In 1836, the Florissant Seminary was a diverse multilingual community that privileged the knowledge of French, Latin, Dutch, German, and Flemish as well as English. Not surprisingly, its catalog was written in more than one language, proof that various languages were spoken in the Seminary at the same time. Latin, the official language of the Catholic Church, was used to write official documents, like the structure of the catalog, and was the language in a majority of the ecclesiastical texts on the library’s shelves. French was used by many in their the daily interactions as evidenced by their Belgian origins, presence of a large number of books, and some marginal annotations to the catalog in that language. English was the third most common language within the catalog, the language used to write explanatory comments, and the one whose learning was encouraged by the Seminary, probably because its members had to address to English-speaking communities in their preaching and pastoral work. Other languages appear in the catalog with less frequency. The presence of titles in Dutch, German, and Flemish is equally valuable to establish the linguistic and cultural diversity of the Florissant community. This presence in rural Missouri mirrored the diversity of the cosmopolitan Belgian territories from which they hailed. Both offered favorable conditions for a multilingual environment.

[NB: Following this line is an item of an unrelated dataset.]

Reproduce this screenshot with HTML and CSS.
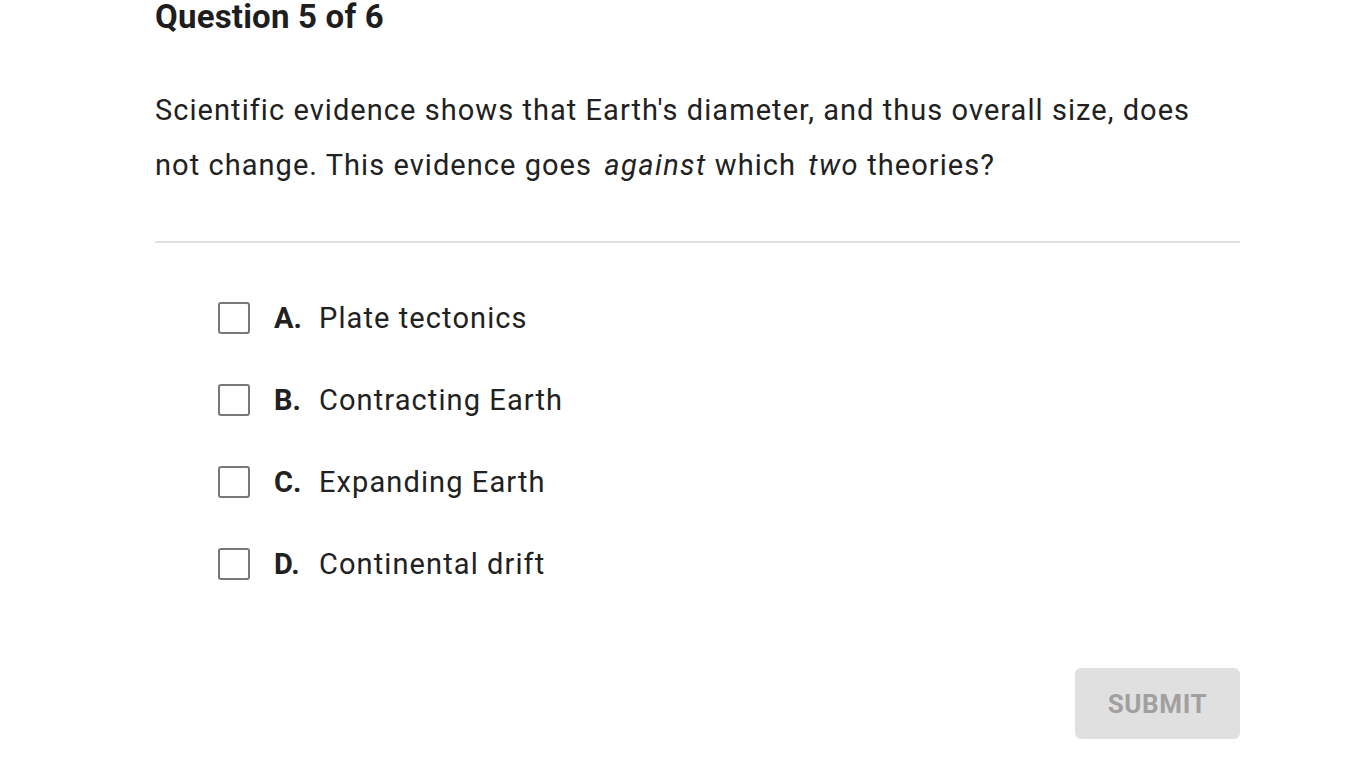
FILE: index.html
```html
<!DOCTYPE html>
<html>
<head>
<meta charset="utf-8">
<link rel="stylesheet" href="styles.css">
</head>
<body>
<main class="page">
  <h1 class="title">Question 5 of 6</h1>
  <p class="question">Scientific evidence shows that Earth's diameter, and thus overall size, does not change. This evidence goes <em class="em-first">against</em> which <em>two</em> theories?</p>
  <hr class="divider">
  <ul class="options">
    <li class="option"><span class="box"></span><span class="letter">A.</span><span class="text">Plate tectonics</span></li>
    <li class="option"><span class="box"></span><span class="letter">B.</span><span class="text">Contracting Earth</span></li>
    <li class="option"><span class="box"></span><span class="letter">C.</span><span class="text">Expanding Earth</span></li>
    <li class="option"><span class="box"></span><span class="letter">D.</span><span class="text">Continental drift</span></li>
  </ul>
  <div class="actions"><button class="submit">SUBMIT</button></div>
</main>
</body>
</html>
```
FILE: styles.css
```css
html, body {
  margin: 0;
  padding: 0;
  background: #fff;
}
body {
  font-family: Roboto, "Liberation Sans", sans-serif;
  color: #212121;
}
.page {
  width: 1085px;
  margin-left: 155px;
}
.title {
  margin: 0;
  font-size: 33px;
  font-weight: 700;
  letter-spacing: 0.2px;
  line-height: 34px;
  color: #1e1e1e;
}
.question {
  margin: 49px 0 0 0;
  font-size: 29px;
  letter-spacing: 1.05px;
  line-height: 55px;
  color: #212121;
}
.question em {
  font-style: italic;
  letter-spacing: 1.4px;
  margin-left: 4px;
}
.divider {
  margin: 48px 0 0 0;
  border: 0;
  height: 2px;
  background: #e0e0e0;
}
.options {
  list-style: none;
  margin: 59px 0 0 63px;
  padding: 0;
  display: flex;
  flex-direction: column;
  gap: 50px;
}
.option {
  display: flex;
  align-items: center;
  height: 32px;
}
.box {
  width: 28px;
  height: 28px;
  border: 2px solid #787878;
  border-radius: 3px;
  flex: none;
}
.letter {
  margin-left: 24px;
  font-size: 29px;
  font-weight: 700;
  width: 45px;
  flex: none;
}
.text {
  font-size: 29px;
  letter-spacing: 1.1px;
}
.actions {
  display: flex;
  justify-content: flex-end;
  margin-top: 88px;
}
.submit {
  width: 165px;
  height: 71px;
  border: 0;
  border-radius: 6px;
  background: #e0e0e0;
  color: #a0a0a0;
  font-family: Roboto, "Liberation Sans", sans-serif;
  font-size: 26px;
  font-weight: 700;
  letter-spacing: 0.6px;
  padding: 0;
}
```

In the end, the questions that we cannot answer with the information offered by the catalog offer an interesting starting point for further research: How fluent were the members of the community in English and French? Were they equally facile with their writing and speaking? Did small dialects appeared due to the interaction between bilingual, and often trilingual, members of this community? And finally, how long after 1836 did this community retain its multilingual character and what were the forces that shaped its subsequent development?